- [Written task]: Extract the complete listing and repeat it word for word.

Start Dataset content

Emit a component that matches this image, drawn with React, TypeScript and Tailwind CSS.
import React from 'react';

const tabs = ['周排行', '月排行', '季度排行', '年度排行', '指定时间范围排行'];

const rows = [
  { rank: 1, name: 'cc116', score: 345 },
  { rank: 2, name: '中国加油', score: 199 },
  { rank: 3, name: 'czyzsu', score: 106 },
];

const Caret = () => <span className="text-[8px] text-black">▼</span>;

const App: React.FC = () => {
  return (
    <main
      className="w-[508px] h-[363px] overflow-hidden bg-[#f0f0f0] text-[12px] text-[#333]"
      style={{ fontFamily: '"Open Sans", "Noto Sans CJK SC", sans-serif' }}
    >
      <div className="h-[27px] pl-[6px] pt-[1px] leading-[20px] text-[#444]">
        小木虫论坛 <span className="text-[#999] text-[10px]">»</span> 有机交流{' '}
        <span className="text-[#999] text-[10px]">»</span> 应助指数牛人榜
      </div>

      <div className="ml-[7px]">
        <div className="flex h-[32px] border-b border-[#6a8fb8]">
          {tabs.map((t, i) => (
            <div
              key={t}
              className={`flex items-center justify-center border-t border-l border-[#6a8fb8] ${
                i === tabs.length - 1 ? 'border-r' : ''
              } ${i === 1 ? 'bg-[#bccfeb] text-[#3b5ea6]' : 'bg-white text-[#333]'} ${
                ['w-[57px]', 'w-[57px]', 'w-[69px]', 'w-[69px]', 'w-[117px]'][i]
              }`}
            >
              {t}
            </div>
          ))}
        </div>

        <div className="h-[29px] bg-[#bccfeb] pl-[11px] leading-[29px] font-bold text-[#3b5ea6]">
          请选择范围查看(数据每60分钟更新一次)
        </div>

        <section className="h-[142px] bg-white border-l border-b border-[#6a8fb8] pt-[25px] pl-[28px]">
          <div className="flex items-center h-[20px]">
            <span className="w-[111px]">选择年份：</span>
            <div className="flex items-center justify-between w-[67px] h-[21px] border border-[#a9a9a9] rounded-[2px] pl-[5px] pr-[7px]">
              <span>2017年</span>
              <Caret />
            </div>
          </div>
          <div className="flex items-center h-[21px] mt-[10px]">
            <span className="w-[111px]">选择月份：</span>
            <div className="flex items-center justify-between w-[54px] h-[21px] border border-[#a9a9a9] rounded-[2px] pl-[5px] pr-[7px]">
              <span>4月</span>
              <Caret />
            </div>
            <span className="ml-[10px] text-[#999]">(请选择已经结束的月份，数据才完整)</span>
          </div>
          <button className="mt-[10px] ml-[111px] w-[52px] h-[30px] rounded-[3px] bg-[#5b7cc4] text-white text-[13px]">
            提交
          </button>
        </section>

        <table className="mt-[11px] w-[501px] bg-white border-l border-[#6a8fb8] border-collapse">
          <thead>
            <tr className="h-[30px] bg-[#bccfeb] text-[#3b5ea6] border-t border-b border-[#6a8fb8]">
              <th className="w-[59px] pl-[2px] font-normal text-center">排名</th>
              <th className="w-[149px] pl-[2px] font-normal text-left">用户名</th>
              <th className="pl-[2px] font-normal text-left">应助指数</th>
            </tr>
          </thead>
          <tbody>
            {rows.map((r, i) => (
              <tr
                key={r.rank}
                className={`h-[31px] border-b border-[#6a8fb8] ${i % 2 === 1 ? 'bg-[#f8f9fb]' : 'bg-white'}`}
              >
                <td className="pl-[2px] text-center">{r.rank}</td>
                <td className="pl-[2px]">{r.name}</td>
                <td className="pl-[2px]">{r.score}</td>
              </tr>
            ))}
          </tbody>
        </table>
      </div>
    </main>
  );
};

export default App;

End Dataset content

- [Result below]:
Emit a component that matches this image, drawn with React, TypeScript and Tailwind CSS.
import React from 'react';

const tabs = ['周排行', '月排行', '季度排行', '年度排行', '指定时间范围排行'];

const rows = [
  { rank: 1, name: 'cc116', score: 345 },
  { rank: 2, name: '中国加油', score: 199 },
  { rank: 3, name: 'czyzsu', score: 106 },
];

const Caret = () => <span className="text-[8px] text-black">▼</span>;

const App: React.FC = () => {
  return (
    <main
      className="w-[508px] h-[363px] overflow-hidden bg-[#f0f0f0] text-[12px] text-[#333]"
      style={{ fontFamily: '"Open Sans", "Noto Sans CJK SC", sans-serif' }}
    >
      <div className="h-[27px] pl-[6px] pt-[1px] leading-[20px] text-[#444]">
        小木虫论坛 <span className="text-[#999] text-[10px]">»</span> 有机交流{' '}
        <span className="text-[#999] text-[10px]">»</span> 应助指数牛人榜
      </div>

      <div className="ml-[7px]">
        <div className="flex h-[32px] border-b border-[#6a8fb8]">
          {tabs.map((t, i) => (
            <div
              key={t}
              className={`flex items-center justify-center border-t border-l border-[#6a8fb8] ${
                i === tabs.length - 1 ? 'border-r' : ''
              } ${i === 1 ? 'bg-[#bccfeb] text-[#3b5ea6]' : 'bg-white text-[#333]'} ${
                ['w-[57px]', 'w-[57px]', 'w-[69px]', 'w-[69px]', 'w-[117px]'][i]
              }`}
            >
              {t}
            </div>
          ))}
        </div>

        <div className="h-[29px] bg-[#bccfeb] pl-[11px] leading-[29px] font-bold text-[#3b5ea6]">
          请选择范围查看(数据每60分钟更新一次)
        </div>

        <section className="h-[142px] bg-white border-l border-b border-[#6a8fb8] pt-[25px] pl-[28px]">
          <div className="flex items-center h-[20px]">
            <span className="w-[111px]">选择年份：</span>
            <div className="flex items-center justify-between w-[67px] h-[21px] border border-[#a9a9a9] rounded-[2px] pl-[5px] pr-[7px]">
              <span>2017年</span>
              <Caret />
            </div>
          </div>
          <div className="flex items-center h-[21px] mt-[10px]">
            <span className="w-[111px]">选择月份：</span>
            <div className="flex items-center justify-between w-[54px] h-[21px] border border-[#a9a9a9] rounded-[2px] pl-[5px] pr-[7px]">
              <span>4月</span>
              <Caret />
            </div>
            <span className="ml-[10px] text-[#999]">(请选择已经结束的月份，数据才完整)</span>
          </div>
          <button className="mt-[10px] ml-[111px] w-[52px] h-[30px] rounded-[3px] bg-[#5b7cc4] text-white text-[13px]">
            提交
          </button>
        </section>

        <table className="mt-[11px] w-[501px] bg-white border-l border-[#6a8fb8] border-collapse">
          <thead>
            <tr className="h-[30px] bg-[#bccfeb] text-[#3b5ea6] border-t border-b border-[#6a8fb8]">
              <th className="w-[59px] pl-[2px] font-normal text-center">排名</th>
              <th className="w-[149px] pl-[2px] font-normal text-left">用户名</th>
              <th className="pl-[2px] font-normal text-left">应助指数</th>
            </tr>
          </thead>
          <tbody>
            {rows.map((r, i) => (
              <tr
                key={r.rank}
                className={`h-[31px] border-b border-[#6a8fb8] ${i % 2 === 1 ? 'bg-[#f8f9fb]' : 'bg-white'}`}
              >
                <td className="pl-[2px] text-center">{r.rank}</td>
                <td className="pl-[2px]">{r.name}</td>
                <td className="pl-[2px]">{r.score}</td>
              </tr>
            ))}
          </tbody>
        </table>
      </div>
    </main>
  );
};

export default App;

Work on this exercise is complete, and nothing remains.